Saturday, 4 June 2016


About HDFS:
HDFS is a Java-based file system that provides scalable and reliable data storage, and it was designed to span large clusters of commodity servers , in other words it is a distributed Java-based  file system for storing large volumes of data.HDFS forms the management layer along with the YARN.HDFS has demonstrated production scalability of up to 200 PB of storage and a single cluster of 4500 servers, supporting close to a billion files and blocks.By distributing storage and computation across many servers, the combined storage resource can grow linearly with demand while remaining economical at every amount of storage.HDFS entails following features which ensures high availability , fault tolerance , scalability and efficient storage of data.

Rack awareness : Takes node's physical allocation                                          for scheduling tasks.
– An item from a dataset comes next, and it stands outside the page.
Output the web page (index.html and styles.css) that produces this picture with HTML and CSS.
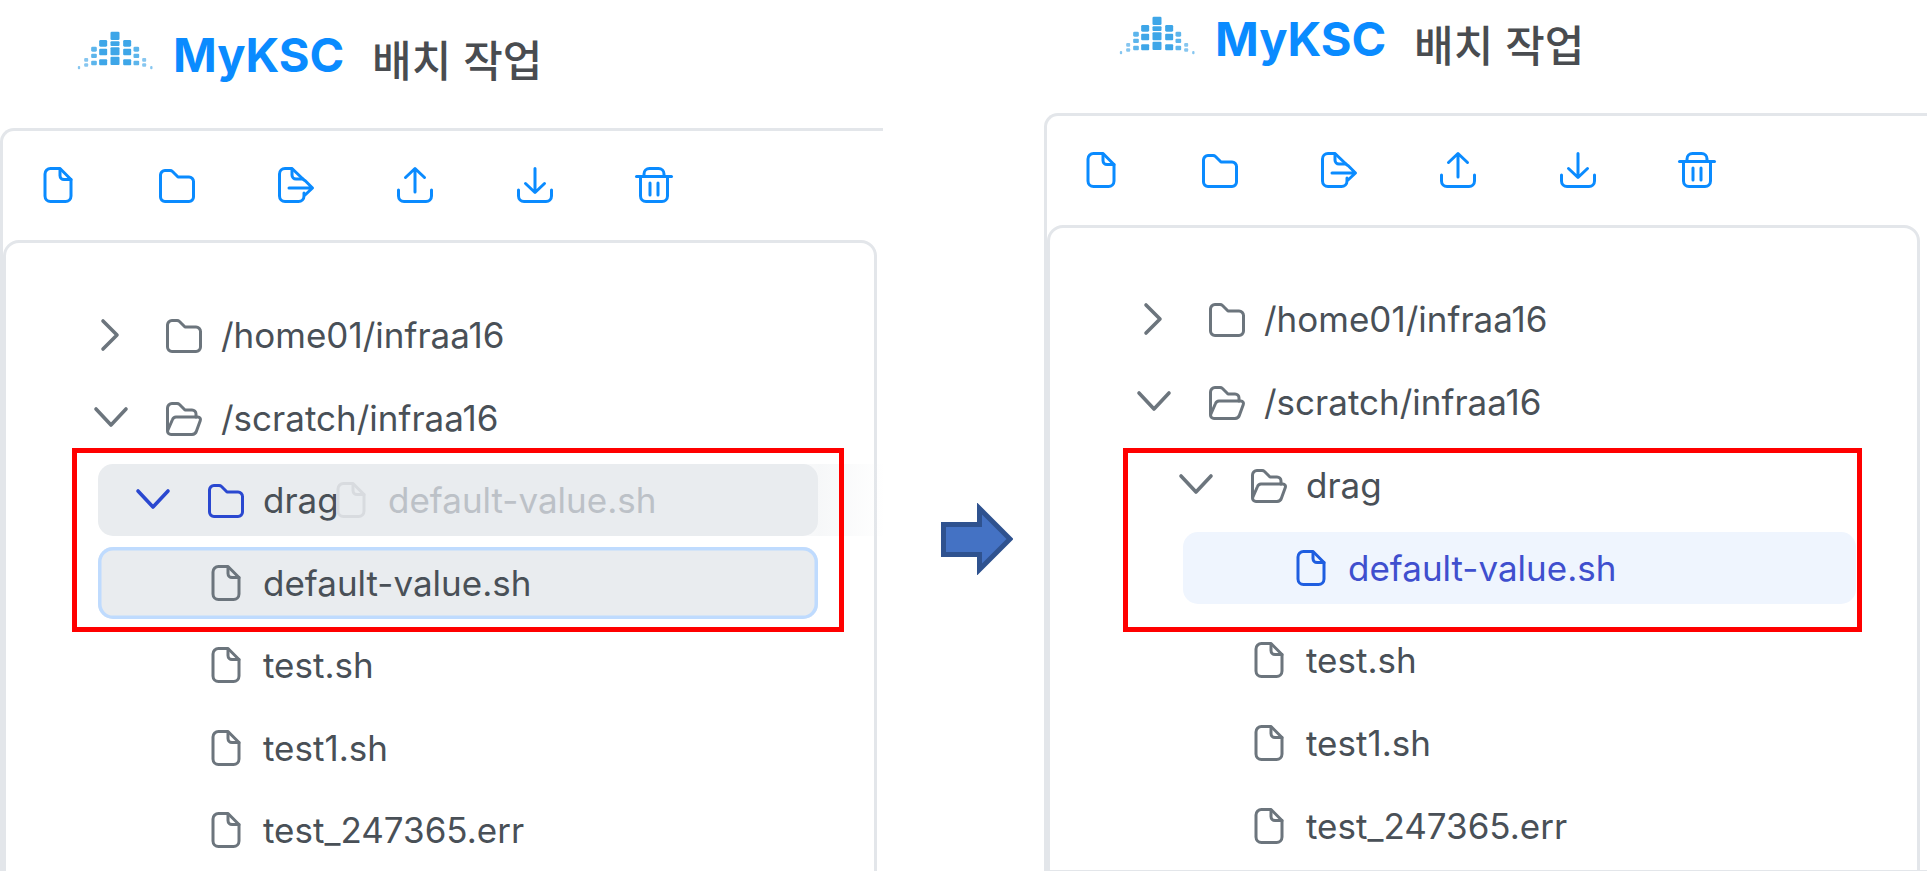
FILE: index.html
```html
<!DOCTYPE html>
<html lang="ko">
<head>
<meta charset="utf-8">
<title>MyKSC 배치 작업</title>
<link rel="stylesheet" href="styles.css">
</head>
<body>
<svg class="defs" width="0" height="0" aria-hidden="true">
  <defs>
    <symbol id="i-file" viewBox="0 0 40 40"><path d="M12.500 3.500H22L33 14.500V31a5.500 5.500 0 0 1-5.500 5.500h-15A5.500 5.500 0 0 1 7 31V9a5.500 5.500 0 0 1 5.500-5.500Z"/><path d="M22 4v6.500a4 4 0 0 0 4 4h7"/></symbol>
    <symbol id="i-folder" viewBox="0 0 40 40"><path d="M8 5.500h5a3.500 3.500 0 0 1 2.500 1L21 12h11a4.500 4.500 0 0 1 4.500 4.500V32a4.500 4.500 0 0 1-4.500 4.500H8A4.500 4.500 0 0 1 3.500 32V10A4.500 4.500 0 0 1 8 5.500Z"/></symbol>
    <symbol id="i-folder-open" viewBox="0 0 40 40"><path d="M3.500 32V10A4.500 4.500 0 0 1 8 5.500h5a3.500 3.500 0 0 1 2.500 1L21 12h7a4 4 0 0 1 4 4v3"/><path d="M3.500 33 8.500 21.500A4 4 0 0 1 12 19h22a2.500 2.500 0 0 1 2.300 3.400L32.500 33a5 5 0 0 1-4.500 3.500H7A3.500 3.500 0 0 1 3.500 33Z"/></symbol>
    <symbol id="i-export" viewBox="0 0 40 40"><path d="M28 15 16 3.500H9A5.500 5.500 0 0 0 3.500 9v22A5.500 5.500 0 0 0 9 36.500h13.500A5.500 5.500 0 0 0 28 31v-3"/><path d="M16 4v6a4 4 0 0 0 4 4h7"/><path d="M13 23h23M29 15.500 36.500 23 29 30"/></symbol>
    <symbol id="i-upload" viewBox="0 0 40 40"><path d="M3.500 25v6A5.500 5.500 0 0 0 9 36.500h22a5.500 5.500 0 0 0 5.500-5.500v-6"/><path d="M20 27V4M10.500 12.500 20 3.500l9.500 9"/></symbol>
    <symbol id="i-download" viewBox="0 0 40 40"><path d="M3.500 25v6A5.500 5.500 0 0 0 9 36.500h22a5.500 5.500 0 0 0 5.500-5.500v-6"/><path d="M20 3.500V27M10.500 18.500 20 27.500l9.500-9"/></symbol>
    <symbol id="i-trash" viewBox="0 0 40 40"><path d="M2.500 11.500h35"/><path d="M10 11V9a5.500 5.500 0 0 1 5.500-5.500h9A5.500 5.500 0 0 1 30 9v2"/><path d="M6.500 11.500V31a5.500 5.500 0 0 0 5.500 5.500h16a5.500 5.500 0 0 0 5.500-5.500V11.500"/><path d="M16 18v12M24 18v12"/></symbol>
    <symbol id="i-right" viewBox="0 0 40 40"><path d="M12 6 26 20 12 34"/></symbol>
    <symbol id="i-down" viewBox="0 0 40 40"><path d="M5 11 20 27 35 11"/></symbol>
    <symbol id="i-logo" viewBox="50 60 230 120">
      <g fill="#3ea6e8">
        <rect x="150" y="65" width="27" height="25" rx="4"/><rect x="150" y="94" width="27" height="14" rx="3"/><rect x="150" y="112" width="27" height="24" rx="3"/><rect x="150" y="140" width="27" height="25" rx="3"/>
        <rect x="116" y="90" width="24" height="20" rx="4"/><rect x="116" y="116" width="24" height="20" rx="3"/><rect x="116" y="148" width="24" height="18" rx="3"/>
        <rect x="188" y="90" width="24" height="20" rx="4"/><rect x="188" y="116" width="24" height="20" rx="3"/><rect x="188" y="148" width="24" height="18" rx="3"/>
      </g>
      <g fill="#5cb5ec">
        <rect x="92" y="110" width="17" height="15" rx="4"/><rect x="92" y="131" width="17" height="13" rx="3"/><rect x="92" y="152" width="17" height="14" rx="3"/>
        <rect x="219" y="110" width="17" height="15" rx="4"/><rect x="219" y="131" width="17" height="13" rx="3"/><rect x="219" y="152" width="17" height="14" rx="3"/>
      </g>
      <g fill="#86c6f0">
        <rect x="71" y="144" width="12" height="11" rx="3"/><rect x="71" y="160" width="12" height="10" rx="3"/>
        <rect x="245" y="144" width="12" height="11" rx="3"/><rect x="245" y="160" width="12" height="10" rx="3"/>
        <rect x="52" y="168" width="7" height="10" rx="3"/><rect x="269" y="168" width="7" height="10" rx="3"/>
      </g>
    </symbol>
  </defs>
</svg>

<main class="canvas">
  <section class="shot shot-before">
    <header class="head">
      <svg class="logo-mark"><use href="#i-logo"/></svg>
      <span class="brand">MyKSC</span>
      <h1 class="title">배치 작업</h1>
    </header>
    <div class="outer">
      <div class="toolbar">
        <svg class="ico"><use href="#i-file"/></svg>
        <svg class="ico"><use href="#i-folder"/></svg>
        <svg class="ico"><use href="#i-export"/></svg>
        <svg class="ico"><use href="#i-upload"/></svg>
        <svg class="ico"><use href="#i-download"/></svg>
        <svg class="ico"><use href="#i-trash"/></svg>
      </div>
      <div class="inner">
        <ul class="tree">
          <li class="row"><svg class="chev"><use href="#i-right"/></svg><svg class="nico"><use href="#i-folder"/></svg><span>/home01/infraa16</span></li>
          <li class="row"><svg class="chev"><use href="#i-down"/></svg><svg class="nico"><use href="#i-folder-open"/></svg><span>/scratch/infraa16</span></li>
          <li>
            <ul class="tree sub">
              <li class="row hover"><svg class="chev"><use href="#i-down"/></svg><svg class="nico"><use href="#i-folder"/></svg><span>drag</span>
                <div class="ghost"><svg class="nico"><use href="#i-file"/></svg><span>default-value.sh</span></div>
              </li>
              <li class="row dragging"><span class="chev"></span><svg class="nico"><use href="#i-file"/></svg><span>default-value.sh</span></li>
              <li class="row"><span class="chev"></span><svg class="nico"><use href="#i-file"/></svg><span>test.sh</span></li>
              <li class="row"><span class="chev"></span><svg class="nico"><use href="#i-file"/></svg><span>test1.sh</span></li>
              <li class="row"><span class="chev"></span><svg class="nico"><use href="#i-file"/></svg><span>test_247365.err</span></li>
            </ul>
          </li>
        </ul>
      </div>
    </div>
    <div class="mark mark-left"></div>
  </section>

  <div class="arrow-col">
    <svg class="arrow" viewBox="0 0 72 72"><path d="M2.500 21.500H38.500V5.500L69 36 38.500 66.500V51.500H2.500Z"/></svg>
  </div>

  <section class="shot shot-after">
    <header class="head">
      <svg class="logo-mark"><use href="#i-logo"/></svg>
      <span class="brand">MyKSC</span>
      <h1 class="title">배치 작업</h1>
    </header>
    <div class="outer">
      <div class="toolbar">
        <svg class="ico"><use href="#i-file"/></svg>
        <svg class="ico"><use href="#i-folder"/></svg>
        <svg class="ico"><use href="#i-export"/></svg>
        <svg class="ico"><use href="#i-upload"/></svg>
        <svg class="ico"><use href="#i-download"/></svg>
        <svg class="ico"><use href="#i-trash"/></svg>
      </div>
      <div class="inner">
        <ul class="tree wide">
          <li class="row"><svg class="chev"><use href="#i-right"/></svg><svg class="nico"><use href="#i-folder"/></svg><span>/home01/infraa16</span></li>
          <li class="row"><svg class="chev"><use href="#i-down"/></svg><svg class="nico"><use href="#i-folder-open"/></svg><span>/scratch/infraa16</span></li>
          <li>
            <ul class="tree sub wide">
              <li class="row"><svg class="chev"><use href="#i-down"/></svg><svg class="nico"><use href="#i-folder-open"/></svg><span>drag</span></li>
              <li>
                <ul class="tree sub wide">
                  <li class="row selected"><span class="chev"></span><svg class="nico"><use href="#i-file"/></svg><span>default-value.sh</span></li>
                </ul>
              </li>
              <li class="row after-open"><span class="chev"></span><svg class="nico"><use href="#i-file"/></svg><span>test.sh</span></li>
              <li class="row"><span class="chev"></span><svg class="nico"><use href="#i-file"/></svg><span>test1.sh</span></li>
              <li class="row"><span class="chev"></span><svg class="nico"><use href="#i-file"/></svg><span>test_247365.err</span></li>
            </ul>
          </li>
        </ul>
      </div>
    </div>
    <div class="mark mark-right"></div>
  </section>
</main>
</body>
</html>
```

FILE: styles.css
```css
* { box-sizing: border-box; }

html, body {
  margin: 0;
  height: 871px;
  overflow: hidden;
  background: #fff;
}

body {
  font-family: Inter, "Noto Sans CJK KR", sans-serif;
  color: #495057;
}

.defs { position: absolute; }

ul { list-style: none; margin: 0; padding: 0; }

svg {
  fill: none;
  stroke: currentColor;
  stroke-width: 3;
  stroke-linecap: round;
  stroke-linejoin: round;
  flex: none;
}

.canvas {
  display: flex;
  height: 871px;
  overflow: hidden;
}

.shot {
  position: relative;
  flex: none;
  width: 883px;
  height: 871px;
  overflow: hidden;
}

.head {
  display: flex;
  align-items: flex-start;
  height: 128px;
  padding: 30px 0 0 77px;
}

.shot-after .head {
  height: 113px;
  padding: 15px 0 0 75px;
}

.logo-mark {
  width: 77px;
  height: 40px;
  stroke: none;
}

.brand {
  margin: -5px 0 0 19px;
  font-size: 47px;
  line-height: 60px;
  font-weight: 700;
  letter-spacing: -0.1px;
  color: #0a8bff;
}

.shot-after .brand { margin-top: -6px; }

.title {
  margin: -2px 0 0 28px;
  font-family: "Noto Sans CJK KR", sans-serif;
  font-size: 43px;
  line-height: 60px;
  font-weight: 500;
  color: #494c50;
}

.outer {
  width: 900px;
  height: 760px;
  border: 3px solid #e3e6ea;
  border-right: 0;
  border-radius: 14px 0 0 0;
}

.toolbar {
  display: flex;
  gap: 79.300px;
  height: 109px;
  padding: 34px 0 0 33.500px;
  color: #0a8bff;
}

.shot-before .toolbar { padding-left: 34.500px; }

.ico { width: 40px; height: 40px; }

.inner {
  width: 873px;
  height: 660px;
  border: 3px solid #e3e6ea;
  border-radius: 16px 16px 0 0;
}

.shot-before .inner { width: 874px; }

.inner > .tree { padding: 55px 56px 0 49px; }

.shot-before .inner > .tree { padding: 56px 56px 0 50px; }

.tree {
  display: flex;
  flex-direction: column;
  gap: 10.500px;
}

.tree.wide { gap: 11px; }

.sub { margin-left: 42px; }

.row {
  position: relative;
  display: flex;
  align-items: center;
  height: 72px;
  padding-left: 35px;
  border-radius: 15px;
  font-size: 35px;
  line-height: 72px;
  white-space: nowrap;
}

.chev {
  width: 40px;
  height: 40px;
  color: #6c757d;
  stroke-width: 3.600;
}

.nico {
  width: 40px;
  height: 40px;
  margin: 0 17px 0 33px;
  color: #6c757d;
}

.hover { background: #e9ecef; }
.hover .chev, .hover > .nico { color: #2a48d0; }

.dragging {
  background: #e9ecef;
  box-shadow: inset 0 0 0 3.500px #bfdbfe;
}

.selected {
  margin-right: 5px;
  background: #eff5fe;
  color: #3f4fce;
}

.selected .nico { color: #1f5ee0; }

/* ghost image that follows the pointer during the drag */
.ghost {
  position: absolute;
  left: 233px;
  top: 0;
  display: flex;
  align-items: center;
  width: 555px;
  height: 72px;
  color: #bcc1c7;
  background: linear-gradient(90deg, transparent 78%, rgba(233, 236, 239, 0.4) 88%, transparent);
}

.ghost .nico {
  margin: 0 17px 0 0;
  color: #d8dbdf;
}

.after-open { margin-top: 9px; }

/* arrow between the "before" and "after" captures */
.arrow-col {
  flex: none;
  width: 161px;
  padding: 503px 0 0 58px;
}

.arrow {
  width: 72px;
  height: 72px;
  stroke: #2f528f;
  stroke-width: 5;
  stroke-linecap: butt;
  stroke-linejoin: miter;
  fill: #4472c4;
}

/* red highlight frames drawn over the captures */
.mark {
  position: absolute;
  top: 448px;
  height: 184px;
  border: 5px solid #ff0000;
}

.mark-left { left: 72px; width: 772px; }
.mark-right { left: 79px; width: 739px; }
```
Standby NameNode: Main component for providing                                            redundancy and high availability

Less Data Movement: Processing of tasks takes place in the physical node where the data resides , hence data movement is reduced ,increasing high aggregate bandwidth

Features of HDFS


  • HDFS version 2.3.0 provides centralized cache management heterogeneous storage, implementation of openstack swift and HTTP supports
  • Version 2.4.0 provides metadata compatibility, rolling upgrades (allows upgrading individual HDFS daemons).
  • Version 2.5.0 provides incremental data copy , extended attributes for accessing metadata.